Black Russian Terriers are energetic with tremendous stamina and must be kept well exercised and fit. Generally this breed loves to play in water and snow and should be taken on long walks with opportunities to run freely and play off the lead.
The Black Russian Terrier was developed by the Russian Military back in the 1930s. This breed evolved from selective cross-breeding with Rottweilers, Airedale Terriers and Giant Schnauzers. They were bred with the intent of fulfilling the need for large, working terriers that were capable of doing a variety of tasks while being able to withstand the harsh Russian winters. Black Russian Terriers became formally recognized in the 1940s and it's breed standard was revised in 1993.
General Appearance: Large, powerful, agile and alert.
Color: Black and ashen (black with random white or grey hairs interspersed).
Coat: The outercoat is wiry, thick, rough and about 4-10cm (1.5-4 in) in length. The undercoat is thick and tight. Shorter-coated dogs have a reasonably flat and wavy coat.
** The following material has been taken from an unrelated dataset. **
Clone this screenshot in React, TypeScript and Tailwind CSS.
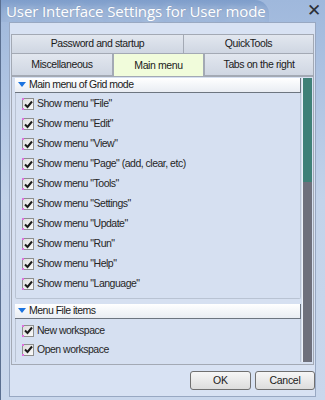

The head should have a beard, moustache and overhanging eyebrows.
Tail: Set high, customarily docked, thick and carried vertically.
Ears: Set high, triangular, short, pendant and hanging close to the cheeks.
Body: The body is strong, agile and heavily boned with well developed muscles. The back is broad, level and strong and the chest is deep and broad. The croup is muscular, broad and slightly sloping and the short loins are well-developed and muscular. The abdomen is well tucked-up and the forechest is not prominent.
- Despite the large size of Black Russian Terriers they can live happily in an apartment, provided they get sufficient exercise. These dogs do not manage well if kept away from their family such as in a kennel and thrive on human companionship.